Google is growing up and tweaking its business on many fronts: it is closing up shop in some engineering centers, laying off recruiters, ending deals with contractors, and killing projects that aren't delivering. Simply put, Google is acting like a real company.
Although some folks (Techmeme) will view these changes as bad news, it appears that Google is maturing. And that's a good thing. Another good thing: the myth of Google is going away. Who really bought that Google-is-invincible line of thinking? Google as recession-proof? Not quite. Google as all things to everyone? Not really.
Google is human. Google is shuttering projects that don't work. So long, Dodgeball, Mashup Editor Notebook, Catalog Search, and Google Video uploads. Contract activity is being curtailed, and recruiters are being laid off. Meanwhile, Google is consolidating its engineering outposts.
Why does Google's spate of disclosures in the last 24 hours constitute a positive development? Now we get to see what Google is really made of. You don't earn your corporate chops in a boom. Let's face it. When the profits are flowing, Google could burp, and people would fawn over it. A stock price north of $700 makes everyone look like a genius, and you can go on engineering benders.
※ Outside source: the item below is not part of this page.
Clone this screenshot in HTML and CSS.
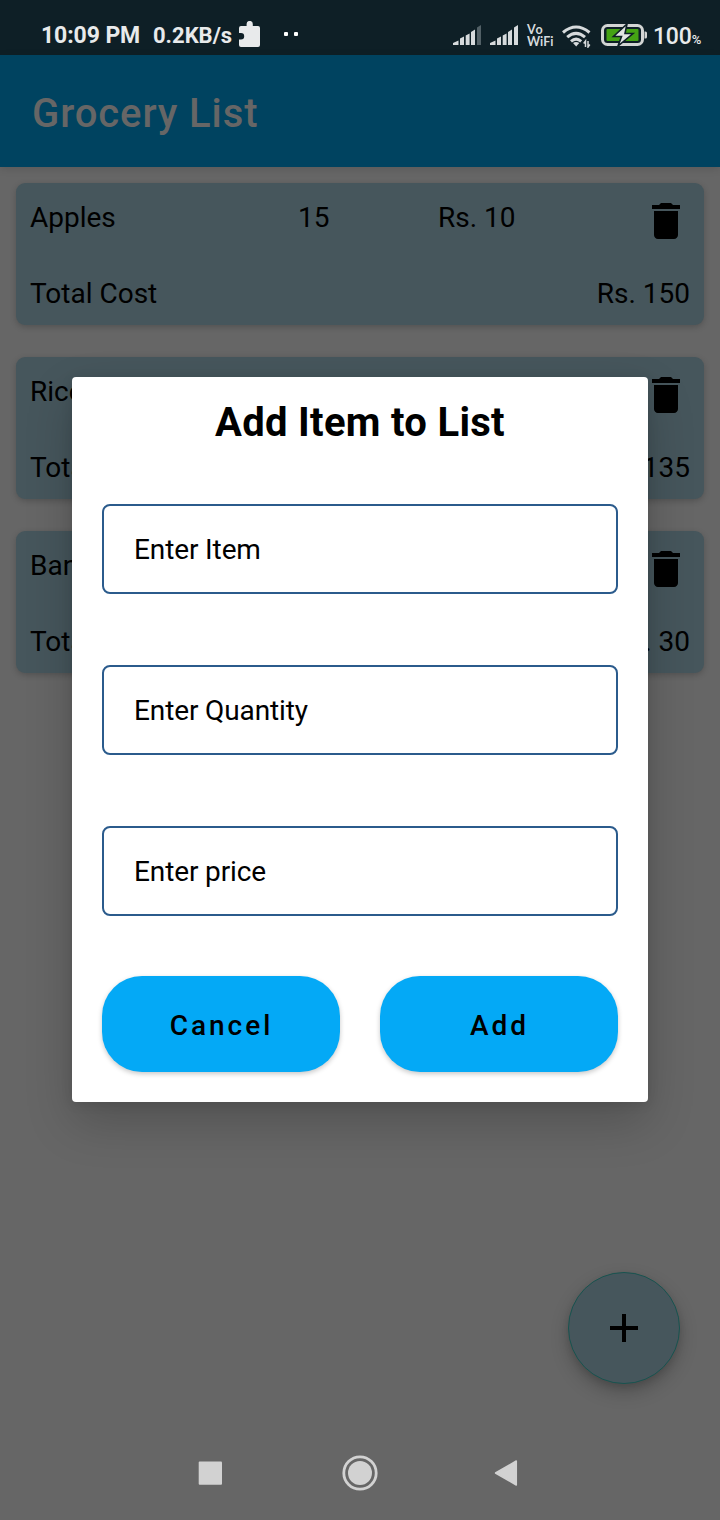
FILE: index.html
```html
<!DOCTYPE html>
<html lang="en">
<head>
<meta charset="utf-8">
<title>Grocery List</title>
<link rel="stylesheet" href="styles.css">
</head>
<body>
<div class="screen">
  <header class="status">
    <span class="clock">10:09 PM</span>
    <span class="speed">0.2KB/s</span>
    <svg class="puzzle" width="22" height="27" viewBox="0 0 22 27"><path fill="#e8eaeb" d="M2 5H7.600V3a3.100 3.100 0 0 1 6.200 0V5H19q2 0 2 2V24q0 2-2 2H2q-2 0-2-2V18.500H2a3.200 3.200 0 0 0 0-6.400H0V7q0-2 2-2z"/></svg>
    <svg class="dots" width="16" height="6" viewBox="0 0 16 6"><rect y="1" width="4" height="4" rx="1" fill="#fff"/><rect x="10" y="1" width="4" height="4" rx="1" fill="#fff"/></svg>
    <div class="status-right">
      <svg class="signal" width="29" height="21" viewBox="0 0 29 21" fill="#d6dadc"><path d="M0 20v-2l5.500-2.500V20zM7 20v-6.500l4-2V20zM12.700 20v-9.500l3.900-2V20zM18 20V7l4-2.500V20z"/><path fill="#526066" d="M24 20V2.500L28 0v20z"/></svg>
      <svg class="signal second" width="29" height="21" viewBox="0 0 29 21" fill="#d6dadc"><path d="M0 20v-2l5.500-2.500V20zM7 20v-6.500l4-2V20zM12.700 20v-9.500l3.900-2V20zM18 20V7l4-2.500V20zM24 20V2.500L28 0v20z"/></svg>
      <div class="vowifi"><span class="vo">Vo</span><span>WiFi</span></div>
      <svg class="wifi" width="29" height="23" viewBox="0 0 29 23" fill="none" stroke="#d6dadc" stroke-width="3"><path d="M1 7.500Q14 -3.500 27.500 7.500M5.200 12.200Q14 4.500 23 12.200M9 16.300Q14 12 19.200 16.300"/><path fill="#d6dadc" stroke="none" d="M11 18q3-2 6.300 0L14.200 21.500z"/><path stroke-width="1.500" d="M23.500 22v-6l-1.800 2.500M26 16v6l1.800-2.500"/></svg>
      <svg class="battery" width="46" height="22" viewBox="0 0 46 22"><rect x="1.500" y="1.500" width="40" height="19" rx="5" fill="none" stroke="#d3d5d4" stroke-width="3"/><rect x="5.500" y="5" width="32" height="12" rx="1" fill="#45a314"/><path fill="#d3d5d4" d="M43.500 7.500h1q1.500 0 1.500 1.500v4q0 1.500-1.500 1.500h-1z"/><path d="M26 0L12.500 12.500h8L17 22 32 9.500H24z" fill="#e2e4e3" stroke="#0e1f26" stroke-width="1.600"/></svg>
      <span class="percent">100<small>%</small></span>
    </div>
  </header>
  <div class="appbar">Grocery List</div>
  <main class="list">
    <section class="card">
      <div class="row"><span>Apples</span><span>15</span><span>Rs. 10</span>
        <svg class="trash" width="28" height="36" viewBox="5 3 14 18"><path d="M6 19c0 1.100.9 2 2 2h8c1.100 0 2-.9 2-2V7H6v12zM19 4h-3.500l-1-1h-5l-1 1H5v2h14V4z"/></svg></div>
      <div class="row"><span>Total Cost</span><span class="total">Rs. 150</span></div>
    </section>
    <section class="card">
      <div class="row"><span>Rice</span><span></span><span></span>
        <svg class="trash" width="28" height="36" viewBox="5 3 14 18"><path d="M6 19c0 1.100.9 2 2 2h8c1.100 0 2-.9 2-2V7H6v12zM19 4h-3.500l-1-1h-5l-1 1H5v2h14V4z"/></svg></div>
      <div class="row"><span>Total Cost</span><span class="total">Rs. 135</span></div>
    </section>
    <section class="card">
      <div class="row"><span>Banana</span><span></span><span></span>
        <svg class="trash" width="28" height="36" viewBox="5 3 14 18"><path d="M6 19c0 1.100.9 2 2 2h8c1.100 0 2-.9 2-2V7H6v12zM19 4h-3.500l-1-1h-5l-1 1H5v2h14V4z"/></svg></div>
      <div class="row"><span>Total Cost</span><span class="total">Rs. 30</span></div>
    </section>
  </main>
  <nav class="nav">
    <svg width="24" height="24" viewBox="0 0 24 24"><rect x=".7" y=".5" width="23.300" height="23.300" rx="1" fill="#d2d2d2"/></svg>
    <svg class="home" width="36" height="36" viewBox="0 0 36 36"><circle cx="18" cy="18" r="16.200" fill="none" stroke="#d2d2d2" stroke-width="2.800"/><circle cx="18" cy="18" r="12" fill="#d2d2d2"/></svg>
    <svg class="back" width="24" height="28" viewBox="0 0 24 28"><path fill="#d2d2d2" stroke="#d2d2d2" stroke-width="1.500" stroke-linejoin="round" d="M1.500 14L22.300 2v24z"/></svg>
  </nav>
  <div class="fab"><svg width="28" height="28" viewBox="0 0 28 28"><path d="M12 0h4v12h12v4H16v12h-4V16H0v-4h12z"/></svg></div>
  <div class="dialog">
    <h1 class="dialog-title">Add Item to List</h1>
    <div class="fields">
      <div class="field">Enter Item</div>
      <div class="field">Enter Quantity</div>
      <div class="field">Enter price</div>
    </div>
    <div class="actions">
      <div class="button">Cancel</div>
      <div class="button">Add</div>
    </div>
  </div>
</div>
</body>
</html>
```
FILE: styles.css
```css
* { box-sizing: border-box; }
body { margin: 0; font-family: Roboto, sans-serif; color: #000; }
svg { display: block; flex: none; }
.screen { position: relative; width: 720px; height: 1520px; background: #666; overflow: hidden; display: flex; flex-direction: column; }
.status { height: 55px; background: #0e1f26; display: flex; align-items: flex-start; padding: 21px 19px 0 41px; color: #e8eaeb; font-size: 23px; line-height: 28px; font-weight: 700; white-space: nowrap; }
.clock { width: 112px; padding-top: 1px; letter-spacing: -.1px; }
.speed { width: 86px; padding-top: 1px; font-size: 22px; }
.dots { margin: 10px 0 0 23px; }
.status-right { display: flex; margin-left: auto; }
.signal { margin-top: 4px; }
.second { margin-left: 8px; }
.vowifi { display: flex; flex-direction: column; margin: 3px 0 0 8px; width: 27px; font-family: Lato, sans-serif; font-size: 12.500px; line-height: 12px; font-weight: 700; color: #d6dadc; }
.vo { letter-spacing: .8px; }
.wifi { margin: 4px 0 0 8px; }
.battery { margin: 3px 0 0 10px; }
.percent { margin-left: 6px; padding-top: 2px; width: 48px; font-size: 23px; font-weight: 500; letter-spacing: -.2px; }
.percent small { font-size: 13px; }
.appbar { position: relative; height: 112px; background: #004360; color: #666; padding: 35px 32px; font-size: 40px; line-height: 47px; font-weight: 500; letter-spacing: .9px; box-shadow: 0 2px 8px rgba(0,0,0,.12); }
.list { flex: 1; padding: 16px; display: flex; flex-direction: column; gap: 32px; }
.card { height: 142px; padding: 18px 14px 0 14px; border-radius: 9px; background: #46565c; box-shadow: 0 2px 6px rgba(0,0,0,.2); display: flex; flex-direction: column; gap: 43px; }
.row { display: grid; grid-template-columns: 268px 140px 1fr auto; height: 33px; font-size: 28px; line-height: 33px; }
.trash { margin: 2px 10px 0 0; }
.total { grid-column: 2 / 5; text-align: right; }
.nav { height: 96px; display: flex; align-items: center; padding: 1px 0 0 198px; }
.home { margin-left: 120px; }
.back { margin-left: 116px; }
.fab { position: absolute; left: 568px; top: 1272px; width: 112px; height: 112px; border: 1.500px solid #18534f; border-radius: 50%; background: #46565c; box-shadow: 0 8px 18px rgba(0,0,0,.22), 0 3px 6px rgba(0,0,0,.1); display: flex; align-items: center; justify-content: center; }
.dialog { position: absolute; left: 72px; top: 377px; width: 576px; height: 725px; padding: 22px 30px 30px; border-radius: 4px; background: #fff; box-shadow: 0 20px 48px rgba(0,0,0,.2), 0 2px 12px rgba(0,0,0,.1); }
.dialog-title { margin: 0 0 58px; text-align: center; font-size: 40px; line-height: 47px; font-weight: 700; letter-spacing: .3px; }
.fields { display: flex; flex-direction: column; gap: 71px; }
.field { height: 90px; padding: 27px 30px; border: 2px solid #2b5b8c; border-radius: 8px; font-size: 28px; line-height: 33px; letter-spacing: -.12px; }
.actions { display: flex; gap: 40px; margin-top: 60px; }
.button { flex: 1; height: 96px; padding-left: 1px; border-radius: 40px; background: #04a9f6; box-shadow: 0 2px 5px rgba(0,0,0,.22); text-align: center; font-size: 28px; line-height: 100px; font-weight: 500; letter-spacing: 3px; }
```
In a downturn, companies show what they are about. My respect for Cisco Systems wasn't sealed in the dot-com boom; it was sealed in the downturn, as CEO John Chambers reloaded and transformed the business. And guess what? Cisco is doing it again, as its rivals, like Nortel, implode. Simply put, Cisco is battle tested.
Will Google deliver? We'll see. Google's fourth quarter is expected to be solid, and analysts are cautiously optimistic. Piper Jaffray analyst Gene Munster said in a research note that Google's paid clicks are tracking down in December, and that may put pressure on the fourth quarter. He writes:
"Third-party data suggests Google paid-click volume for the December quarter is tracking down 5 percent quarter over quarter. We are modeling for Google's December quarter paid clicks to be up 2.5 percent quarter over quarter, and we also note that the Street is thinking the quarter will be flat. We view the data as a slight negative to the December quarter, as consumers appear to be continuing to search, as demonstrated by strong query volumes, but are not clicking on paid links as frequently.
We had expected paid-click volume to hold up well but expected conversions to fall, which would negatively impact CPC rates. While the paid-click data does not contemplate CPC rates, our expectations for a sequential increase in the fourth quarter are tempered by the data.
Google, which reports its fourth-quarter results next week, is expected to deliver earnings of $4.96 a share.
But the Google tale will be told over multiple quarters. Can Google adjust as cost-per-click rates fall? Can it curtail expenses and preserve profit margins? Can it invest in what will distinguish the company in the future? Can Google finally find another business to alleviate its dependence on advertising?
Grown-up companies answer those questions. Now it's Google's turn. Welcome to the real world.